> **Recorded data**
-- Begin --
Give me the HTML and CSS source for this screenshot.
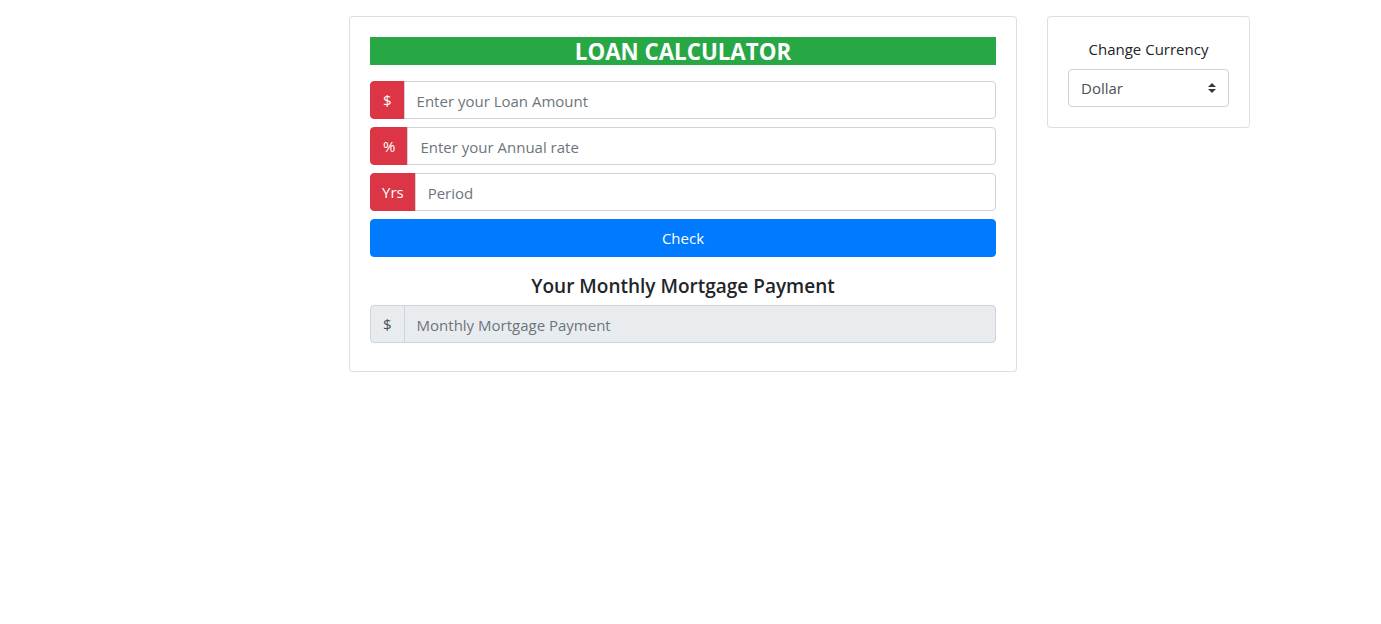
FILE: index.html
```html
<!DOCTYPE html>
<html lang="en">
<head>
<meta charset="utf-8">
<title>Loan Calculator</title>
<link rel="stylesheet" href="styles.css">
</head>
<body>
<div class="page">
  <div class="card main-card">
    <h3 class="title">LOAN CALCULATOR</h3>
    <div class="input-group">
      <span class="addon addon-red">$</span>
      <input class="field" type="text" placeholder="Enter your Loan Amount">
    </div>
    <div class="input-group">
      <span class="addon addon-red">%</span>
      <input class="field" type="text" placeholder="Enter your Annual rate">
    </div>
    <div class="input-group">
      <span class="addon addon-red addon-yrs">Yrs</span>
      <input class="field" type="text" placeholder="Period">
    </div>
    <button class="btn-check" type="button">Check</button>
    <h5 class="result-title">Your Monthly Mortgage Payment</h5>
    <div class="input-group">
      <span class="addon addon-gray">$</span>
      <input class="field field-disabled" type="text" placeholder="Monthly Mortgage Payment" disabled>
    </div>
  </div>
  <div class="card side-card">
    <label class="side-label" for="cur">Change Currency</label>
    <div class="select-wrap">
      <select id="cur" class="select">
        <option>Dollar</option>
        <option>Euro</option>
        <option>Pound</option>
      </select>
      <svg class="select-arrow" width="8" height="10" viewBox="0 0 8 10"><path d="M4 0 L8 4 H0 Z M4 10 L0 6 H8 Z" fill="#343a40"/></svg>
    </div>
  </div>
</div>
</body>
</html>
```
FILE: styles.css
```css
* { box-sizing: border-box; }
html, body { margin: 0; padding: 0; background: #fff; }
body {
  font-family: "Open Sans", "Noto Sans", sans-serif;
  font-size: 15px;
  line-height: 1.5;
  color: #212529;
}
.page {
  display: flex;
  align-items: flex-start;
  gap: 30px;
  padding: 16px 0 0 349px;
}
.card {
  border: 1px solid rgba(0,0,0,.125);
  border-radius: 4px;
  padding: 20px;
  background: #fff;
}
.main-card { width: 668px; }
.side-card { width: 203px; text-align: center; }
.title {
  margin: 0 0 16px;
  padding-top: 2px;
  background: #28a745;
  color: #fff;
  font-size: 22.3px;
  font-weight: 700;
  line-height: 26px;
  text-align: center;
}
.input-group {
  display: flex;
  height: 38px;
  margin-bottom: 8px;
}
.addon {
  display: flex;
  align-items: center;
  padding: 1px 12px 0;
  border: 1px solid #ced4da;
  border-radius: 4px 0 0 4px;
  font-size: 15px;
  white-space: nowrap;
}
.addon-yrs { padding: 1px 11px 0; }
.addon-red { background: #dc3545; border-color: #dc3545; color: #fff; }
.addon-gray { background: #e9ecef; color: #495057; }
.field {
  flex: 1;
  min-width: 0;
  height: 38px;
  margin-left: -1px;
  padding: 7px 12px 5px;
  border: 1px solid #ced4da;
  border-radius: 0 4px 4px 0;
  font: inherit;
  font-size: 15px;
  color: #495057;
  background: #fff;
}
.field::placeholder { color: #6c757d; opacity: 1; }
.field-disabled { background: #e9ecef; }
.btn-check {
  display: block;
  width: 100%;
  height: 38px;
  margin: 0 0 17px;
  padding-top: 1px;
  border: 1px solid #007bff;
  border-radius: 4px;
  background: #007bff;
  color: #fff;
  font: inherit;
  font-size: 15px;
  cursor: pointer;
}
.result-title {
  margin: 0 0 7px;
  font-size: 19px;
  font-weight: 600;
  line-height: 24px;
  text-align: center;
}
.side-label {
  display: block;
  margin-bottom: 8px;
  line-height: 24px;
  font-size: 15px;
}
.select-wrap { position: relative; }
.select {
  display: block;
  width: 100%;
  height: 38px;
  padding: 6px 28px 6px 12px;
  border: 1px solid #ced4da;
  border-radius: 4px;
  background: #fff;
  font: inherit;
  font-size: 15px;
  color: #495057;
  appearance: none;
  -webkit-appearance: none;
}
.select-arrow {
  position: absolute;
  right: 13px;
  top: 14px;
  pointer-events: none;
}
```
-- End --
> **The task**
Leaving the pictures aside, transcribe the entire listing exactly.

> **Answer below**
Give me the HTML and CSS source for this screenshot.
FILE: index.html
```html
<!DOCTYPE html>
<html lang="en">
<head>
<meta charset="utf-8">
<title>Loan Calculator</title>
<link rel="stylesheet" href="styles.css">
</head>
<body>
<div class="page">
  <div class="card main-card">
    <h3 class="title">LOAN CALCULATOR</h3>
    <div class="input-group">
      <span class="addon addon-red">$</span>
      <input class="field" type="text" placeholder="Enter your Loan Amount">
    </div>
    <div class="input-group">
      <span class="addon addon-red">%</span>
      <input class="field" type="text" placeholder="Enter your Annual rate">
    </div>
    <div class="input-group">
      <span class="addon addon-red addon-yrs">Yrs</span>
      <input class="field" type="text" placeholder="Period">
    </div>
    <button class="btn-check" type="button">Check</button>
    <h5 class="result-title">Your Monthly Mortgage Payment</h5>
    <div class="input-group">
      <span class="addon addon-gray">$</span>
      <input class="field field-disabled" type="text" placeholder="Monthly Mortgage Payment" disabled>
    </div>
  </div>
  <div class="card side-card">
    <label class="side-label" for="cur">Change Currency</label>
    <div class="select-wrap">
      <select id="cur" class="select">
        <option>Dollar</option>
        <option>Euro</option>
        <option>Pound</option>
      </select>
      <svg class="select-arrow" width="8" height="10" viewBox="0 0 8 10"><path d="M4 0 L8 4 H0 Z M4 10 L0 6 H8 Z" fill="#343a40"/></svg>
    </div>
  </div>
</div>
</body>
</html>
```
FILE: styles.css
```css
* { box-sizing: border-box; }
html, body { margin: 0; padding: 0; background: #fff; }
body {
  font-family: "Open Sans", "Noto Sans", sans-serif;
  font-size: 15px;
  line-height: 1.5;
  color: #212529;
}
.page {
  display: flex;
  align-items: flex-start;
  gap: 30px;
  padding: 16px 0 0 349px;
}
.card {
  border: 1px solid rgba(0,0,0,.125);
  border-radius: 4px;
  padding: 20px;
  background: #fff;
}
.main-card { width: 668px; }
.side-card { width: 203px; text-align: center; }
.title {
  margin: 0 0 16px;
  padding-top: 2px;
  background: #28a745;
  color: #fff;
  font-size: 22.3px;
  font-weight: 700;
  line-height: 26px;
  text-align: center;
}
.input-group {
  display: flex;
  height: 38px;
  margin-bottom: 8px;
}
.addon {
  display: flex;
  align-items: center;
  padding: 1px 12px 0;
  border: 1px solid #ced4da;
  border-radius: 4px 0 0 4px;
  font-size: 15px;
  white-space: nowrap;
}
.addon-yrs { padding: 1px 11px 0; }
.addon-red { background: #dc3545; border-color: #dc3545; color: #fff; }
.addon-gray { background: #e9ecef; color: #495057; }
.field {
  flex: 1;
  min-width: 0;
  height: 38px;
  margin-left: -1px;
  padding: 7px 12px 5px;
  border: 1px solid #ced4da;
  border-radius: 0 4px 4px 0;
  font: inherit;
  font-size: 15px;
  color: #495057;
  background: #fff;
}
.field::placeholder { color: #6c757d; opacity: 1; }
.field-disabled { background: #e9ecef; }
.btn-check {
  display: block;
  width: 100%;
  height: 38px;
  margin: 0 0 17px;
  padding-top: 1px;
  border: 1px solid #007bff;
  border-radius: 4px;
  background: #007bff;
  color: #fff;
  font: inherit;
  font-size: 15px;
  cursor: pointer;
}
.result-title {
  margin: 0 0 7px;
  font-size: 19px;
  font-weight: 600;
  line-height: 24px;
  text-align: center;
}
.side-label {
  display: block;
  margin-bottom: 8px;
  line-height: 24px;
  font-size: 15px;
}
.select-wrap { position: relative; }
.select {
  display: block;
  width: 100%;
  height: 38px;
  padding: 6px 28px 6px 12px;
  border: 1px solid #ced4da;
  border-radius: 4px;
  background: #fff;
  font: inherit;
  font-size: 15px;
  color: #495057;
  appearance: none;
  -webkit-appearance: none;
}
.select-arrow {
  position: absolute;
  right: 13px;
  top: 14px;
  pointer-events: none;
}
```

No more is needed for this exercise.